SET EXERCISE: Scan the listing below for the word "index" and state how many lines hold it. Write nothing but the number.
>> Begin SOURCE MATERIAL
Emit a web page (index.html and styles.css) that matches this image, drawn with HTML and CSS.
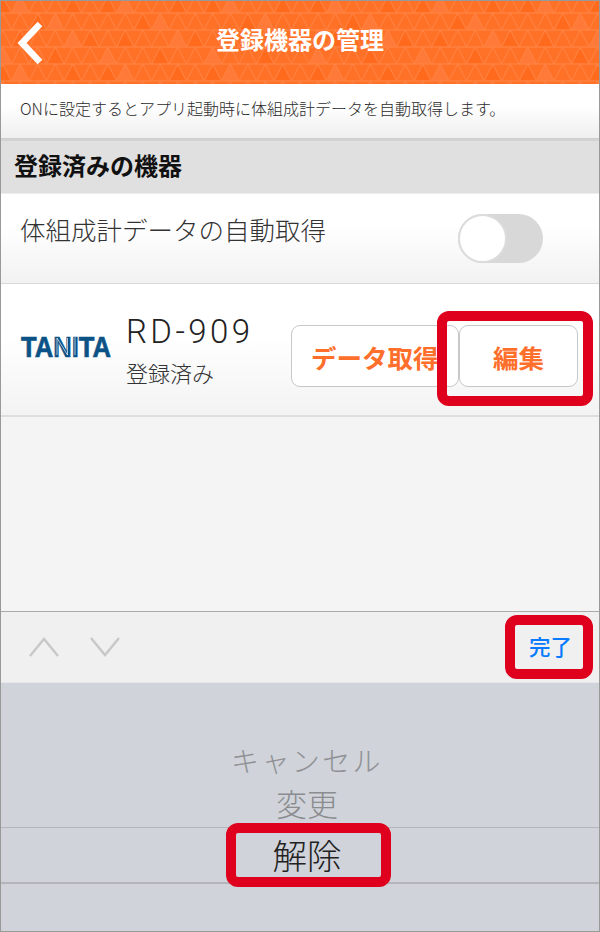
FILE: index.html
```html
<!DOCTYPE html>
<html lang="ja">
<head>
<meta charset="utf-8">
<title>登録機器の管理</title>
<link rel="stylesheet" href="styles.css">
</head>
<body>
<div class="screen">
  <header class="nav">
    <svg class="nav-pattern" width="598" height="83" aria-hidden="true">
      <defs>
        <pattern id="tri" width="105" height="68" patternUnits="userSpaceOnUse" x="-7" y="-5">
          <path d="M8.75 0 17.5 17H0Z M43.75 17 52.5 34H35Z M78.75 0 87.5 17H70Z M26.25 34 35 51H17.5Z M96.25 34 105 51H87.5Z M61.25 51 70 68H52.5Z" fill="#ff6a1c"/>
          <path d="M26.25 0 35 17H17.5Z M61.25 17 70 34H52.5Z M8.75 51 17.5 68H0Z M78.75 34 87.5 51H70Z" fill="#ff7a38"/>
          <path d="M0 17H105M0 34H105M0 51H105M0 0H105M0 68H105" stroke="#ff803f" stroke-width="1.5"/>
          <path d="M0 17 8.75 0 17.5 17 26.25 0 35 17 43.75 0 52.5 17 61.25 0 70 17 78.75 0 87.5 17 96.25 0 105 17" fill="none" stroke="#ff803f" stroke-width="1.2"/>
          <path d="M0 34 8.75 17 17.5 34 26.25 17 35 34 43.75 17 52.5 34 61.25 17 70 34 78.75 17 87.5 34 96.25 17 105 34" fill="none" stroke="#ff803f" stroke-width="1.2"/>
          <path d="M0 51 8.75 34 17.5 51 26.25 34 35 51 43.75 34 52.5 51 61.25 34 70 51 78.75 34 87.5 51 96.25 34 105 51" fill="none" stroke="#ff803f" stroke-width="1.2"/>
          <path d="M0 68 8.75 51 17.5 68 26.25 51 35 68 43.75 51 52.5 68 61.25 51 70 68 78.75 51 87.5 68 96.25 51 105 68" fill="none" stroke="#ff803f" stroke-width="1.2"/>
        </pattern>
      </defs>
      <rect width="598" height="83" fill="#ff7126"/>
      <rect width="598" height="83" fill="url(#tri)"/>
    </svg>
    <svg class="nav-back" width="28" height="44" viewBox="0 0 28 44" aria-hidden="true">
      <path d="M23 3 5 22 23 41" fill="none" stroke="#fff" stroke-width="6.5"/>
    </svg>
    <h1 class="nav-title">登録機器の管理</h1>
  </header>

  <p class="intro">ONに設定するとアプリ起動時に体組成計データを自動取得します。</p>

  <h2 class="section">登録済みの機器</h2>

  <div class="row-auto">
    <span class="row-auto-label">体組成計データの自動取得</span>
    <span class="toggle"><span class="toggle-knob"></span></span>
  </div>

  <div class="row-device">
    <svg class="logo" width="92" height="30" viewBox="0 0 92 30" role="img" aria-label="TANITA">
      <text class="logo-text" x="1" y="26" textLength="90" lengthAdjust="spacingAndGlyphs">TANITA</text>
      <path class="logo-inline" d="M37 24V7L47.5 24V7M55 6V24"/>
    </svg>
    <div class="device-info">
      <div class="device-name">RD-909</div>
      <div class="device-status">登録済み</div>
    </div>
    <div class="device-actions">
      <span class="btn btn-data">データ取得</span>
      <span class="btn btn-edit">編集</span>
    </div>
    <span class="mark mark-edit"></span>
  </div>

  <div class="blank"></div>

  <div class="toolbar">
    <div class="arrows">
      <svg width="32" height="22" viewBox="0 0 32 22" aria-hidden="true"><path d="M2 20 16 3 30 20" fill="none" stroke="#c8c8c8" stroke-width="2.4"/></svg>
      <svg width="32" height="22" viewBox="0 0 32 22" aria-hidden="true"><path d="M2 2 16 19 30 2" fill="none" stroke="#c8c8c8" stroke-width="2.4"/></svg>
    </div>
    <span class="done">完了</span>
    <span class="mark mark-done"></span>
  </div>

  <div class="picker">
    <div class="pick pick-far">キャンセル</div>
    <div class="pick pick-near">変更</div>
    <div class="pick pick-now">解除<span class="mark mark-now"></span></div>
  </div>
</div>
</body>
</html>
```
FILE: styles.css
```css
* { box-sizing: border-box; }
html, body { margin: 0; padding: 0; }
body { width: 600px; height: 932px; overflow: hidden; background: #fff; }
.screen {
  width: 600px; height: 932px;
  border: 1px solid #999;
  display: flex; flex-direction: column;
  font-family: "Noto Sans CJK JP", "Noto Sans", sans-serif;
  color: #333;
}
.nav {
  position: relative; flex: 0 0 83px;
  display: flex; align-items: center; justify-content: center;
}
.nav-pattern { position: absolute; left: 0; top: 0; }
.nav-back { position: absolute; left: 16px; top: 20px; }
.nav-title {
  position: relative; margin: 0 0 8px;
  font-size: 24px; font-weight: 700; color: #fff; line-height: 1;
}
.intro {
  margin: 0; flex: 0 0 55px;
  padding: 0 0 7px 19px;
  display: flex; align-items: center;
  font-size: 16px; font-weight: 300; color: #2b2b2b;
  background: linear-gradient(#fff 40%, #efefef);
  border-bottom: 1px solid #cfcfcf;
}
.section {
  margin: 0; flex: 0 0 55px;
  padding: 0 0 5px 13px;
  display: flex; align-items: center;
  font-size: 24px; font-weight: 700; color: #111;
  background: #e0e0e0;
  border-top: 2px solid #d2d2d2;
  border-bottom: 1px solid #eee;
}
.row-auto {
  flex: 0 0 90px;
  position: relative;
  padding: 0 56px 20px 19px;
  display: flex; align-items: center; justify-content: space-between;
  background: linear-gradient(#fff 35%, #f2f2f2);
  border-bottom: 1px solid #d9d9d9;
}
.row-auto-label { font-size: 25.5px; font-weight: 300; color: #333; }
.toggle {
  width: 85px; height: 49px; border-radius: 25px;
  background: #d8d8d8;
  position: relative; top: 10px;
  display: block;
}
.toggle-knob {
  display: block; width: 49px; height: 49px; border-radius: 50%;
  background: #fff; border: 2px solid #dcdcdc;
}
.row-device {
  flex: 0 0 133px;
  position: relative;
  padding: 0 20px 0 19px;
  display: flex; align-items: center;
  background: linear-gradient(#fff 40%, #f3f3f3);
  border-bottom: 2px solid #dedede;
}
.logo { flex: none; margin-top: -7px; overflow: visible; }
.logo-text {
  font-family: "Liberation Sans", sans-serif;
  font-size: 30px; font-weight: 700; fill: #0b5286;
  stroke: #0b5286; stroke-width: 0.7;
}
.logo-inline { fill: none; stroke: #fff; stroke-width: 0.9; opacity: 0.75; }
.device-info { margin-left: 14px; width: 165px; }
.device-name {
  font-family: "Roboto", sans-serif; font-weight: 300;
  font-size: 33px; letter-spacing: 3.4px; line-height: 40px; color: #222; margin-top: 2px;
}
.device-status { font-size: 22px; font-weight: 300; line-height: 34px; color: #333; margin-top: 3px; }
.device-actions { display: flex; margin-top: 13px; }
.btn {
  height: 62px; background: #fff;
  border: 1.5px solid #c8c8c8; border-radius: 9px;
  display: flex; align-items: center; justify-content: center;
  font-size: 25.5px; font-weight: 700; color: #ff6f2c;
  white-space: nowrap;
}
.btn-data { width: 168px; justify-content: flex-start; padding-left: 19px; }
.btn-edit { width: 119px; }
.mark {
  position: absolute; display: block;
  border: 10px solid #df001e; border-radius: 12px;
}
.mark-edit { left: 436px; top: 27px; width: 156px; height: 95px; }
.blank { flex: 1 1 auto; background: #f4f4f4; border-bottom: 1px solid #aaa; }
.toolbar {
  flex: 0 0 71px;
  position: relative;
  padding: 0 27px 0 27px;
  display: flex; align-items: center; justify-content: space-between;
  background: #f0f0f1;
  border-bottom: 1px solid #e6e7ea;
}
.arrows { display: flex; gap: 29px; }
.done { font-size: 21.5px; font-weight: 500; color: #0a7aff; margin-bottom: 3px; margin-right: 0; }
.mark-done { left: 504px; top: 3px; width: 88px; height: 64px; }
.picker {
  flex: 0 0 248px;
  display: flex; flex-direction: column; align-items: center;
  background: #d0d3da;
  padding-top: 52px;
  position: relative;
}
.pick { text-align: center; width: 100%; font-weight: 300; padding-left: 14px; }
.pick-far { font-size: 28px; letter-spacing: 2.4px; color: #8f9194; line-height: 50px; height: 44px; }
.pick-near { font-size: 31px; color: #8a8c8f; line-height: 48px; height: 48px; }
.pick-now {
  position: relative;
  font-size: 34.5px; color: #222; height: 57px; line-height: 52px;
  border-top: 1px solid #b3b5ba; border-bottom: 2px solid #b3b5ba;
}
.mark-now { left: 225px; top: -5px; width: 165px; height: 64px; }
```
>> End SOURCE MATERIAL
TASK RESULT: 2